- Task goal:
Will you output all of the data below exactly, omitting the images?
>> BEGIN Raw data
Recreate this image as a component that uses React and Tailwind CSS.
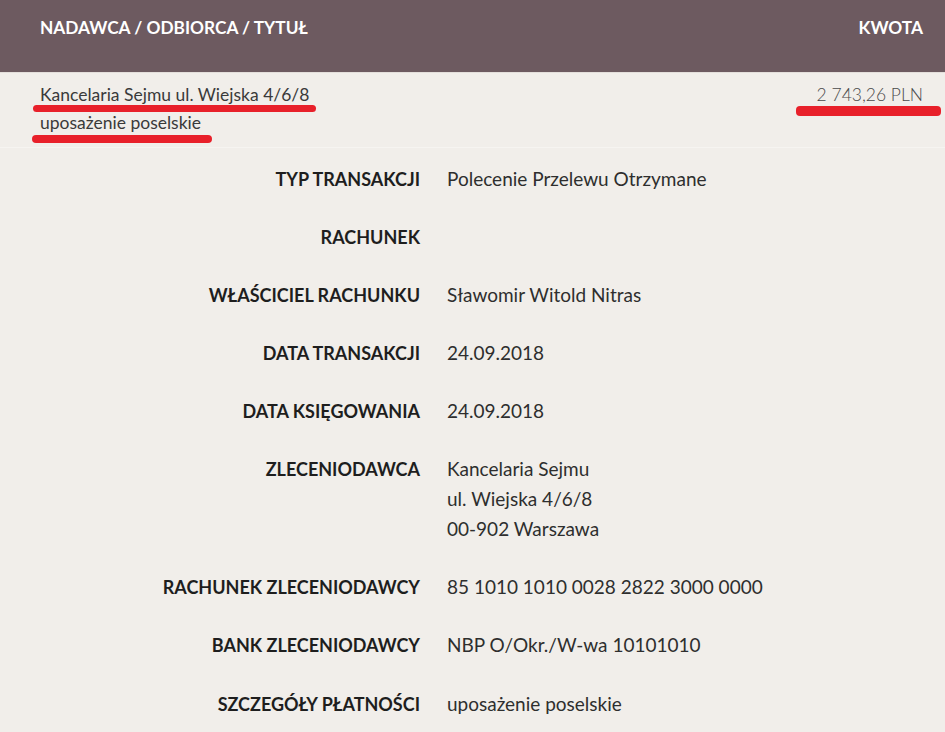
import React from "react";

const rows = [
  ["TYP TRANSAKCJI", ["Polecenie Przelewu Otrzymane"]],
  ["RACHUNEK", [""]],
  ["WŁAŚCICIEL RACHUNKU", ["Sławomir Witold Nitras"]],
  ["DATA TRANSAKCJI", ["24.09.2018"]],
  ["DATA KSIĘGOWANIA", ["24.09.2018"]],
  ["ZLECENIODAWCA", ["Kancelaria Sejmu", "ul. Wiejska 4/6/8", "00-902 Warszawa"]],
  ["RACHUNEK ZLECENIODAWCY", ["85 1010 1010 0028 2822 3000 0000"]],
  ["BANK ZLECENIODAWCY", ["NBP O/Okr./W-wa 10101010"]],
  ["SZCZEGÓŁY PŁATNOŚCI", ["uposażenie poselskie"]],
];

export default function App() {
  return (
    <div
      className="w-[945px] h-[732px] overflow-hidden bg-[#f1eeea]"
      style={{ fontFamily: "Lato, 'Liberation Sans', sans-serif" }}
    >
      <div className="h-[72px] bg-[#6d5a60] flex items-start justify-between pl-10 pr-[22px] pt-[15px] leading-[26px] text-white font-bold text-[17.3px]">
        <span>NADAWCA / ODBIORCA / TYTUŁ</span>
        <span>KWOTA</span>
      </div>
      <div className="h-px bg-[#e4dfdb]" />
      <div className="relative h-[75px] flex justify-between pl-10 pr-[22px] pt-[8px] border-b border-[#f6f4f1] text-[17.5px] leading-[28px] text-[#3a3a3a]">
        <div className="flex flex-col">
          <span>Kancelaria Sejmu ul. Wiejska 4/6/8</span>
          <span>uposażenie poselskie</span>
        </div>
        <span className="font-light text-[17.5px] text-[#4a4a4a]">2 743,26 PLN</span>
        <div className="absolute left-[33px] top-[32px] w-[283px] h-[7px] rounded-full bg-[#e8202a]" />
        <div className="absolute left-[32px] top-[62px] w-[180px] h-[8px] rounded-full bg-[#e8202a]" />
        <div className="absolute left-[796px] top-[33px] w-[145px] h-[10px] rounded-[4px] bg-[#e8202a]" />
      </div>
      <div className="pt-[2px]">
        {rows.map(([label, vals]) => (
          <div key={label} className="flex py-[14px] leading-[30px] last:pt-[15px]">
            <div className="w-[420px] shrink-0 text-right font-bold text-[18px] text-[#1e1e1e]">
              {label}
            </div>
            <div className="pl-[27px] flex flex-col text-[19px] text-[#2e2e2e] min-h-[30px]">
              {vals.map((v, i) => (
                <span key={i}>{v}</span>
              ))}
            </div>
          </div>
        ))}
      </div>
    </div>
  );
}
>> END Raw data
- Exercise answer:
Recreate this image as a component that uses React and Tailwind CSS.
import React from "react";

const rows = [
  ["TYP TRANSAKCJI", ["Polecenie Przelewu Otrzymane"]],
  ["RACHUNEK", [""]],
  ["WŁAŚCICIEL RACHUNKU", ["Sławomir Witold Nitras"]],
  ["DATA TRANSAKCJI", ["24.09.2018"]],
  ["DATA KSIĘGOWANIA", ["24.09.2018"]],
  ["ZLECENIODAWCA", ["Kancelaria Sejmu", "ul. Wiejska 4/6/8", "00-902 Warszawa"]],
  ["RACHUNEK ZLECENIODAWCY", ["85 1010 1010 0028 2822 3000 0000"]],
  ["BANK ZLECENIODAWCY", ["NBP O/Okr./W-wa 10101010"]],
  ["SZCZEGÓŁY PŁATNOŚCI", ["uposażenie poselskie"]],
];

export default function App() {
  return (
    <div
      className="w-[945px] h-[732px] overflow-hidden bg-[#f1eeea]"
      style={{ fontFamily: "Lato, 'Liberation Sans', sans-serif" }}
    >
      <div className="h-[72px] bg-[#6d5a60] flex items-start justify-between pl-10 pr-[22px] pt-[15px] leading-[26px] text-white font-bold text-[17.3px]">
        <span>NADAWCA / ODBIORCA / TYTUŁ</span>
        <span>KWOTA</span>
      </div>
      <div className="h-px bg-[#e4dfdb]" />
      <div className="relative h-[75px] flex justify-between pl-10 pr-[22px] pt-[8px] border-b border-[#f6f4f1] text-[17.5px] leading-[28px] text-[#3a3a3a]">
        <div className="flex flex-col">
          <span>Kancelaria Sejmu ul. Wiejska 4/6/8</span>
          <span>uposażenie poselskie</span>
        </div>
        <span className="font-light text-[17.5px] text-[#4a4a4a]">2 743,26 PLN</span>
        <div className="absolute left-[33px] top-[32px] w-[283px] h-[7px] rounded-full bg-[#e8202a]" />
        <div className="absolute left-[32px] top-[62px] w-[180px] h-[8px] rounded-full bg-[#e8202a]" />
        <div className="absolute left-[796px] top-[33px] w-[145px] h-[10px] rounded-[4px] bg-[#e8202a]" />
      </div>
      <div className="pt-[2px]">
        {rows.map(([label, vals]) => (
          <div key={label} className="flex py-[14px] leading-[30px] last:pt-[15px]">
            <div className="w-[420px] shrink-0 text-right font-bold text-[18px] text-[#1e1e1e]">
              {label}
            </div>
            <div className="pl-[27px] flex flex-col text-[19px] text-[#2e2e2e] min-h-[30px]">
              {vals.map((v, i) => (
                <span key={i}>{v}</span>
              ))}
            </div>
          </div>
        ))}
      </div>
    </div>
  );
}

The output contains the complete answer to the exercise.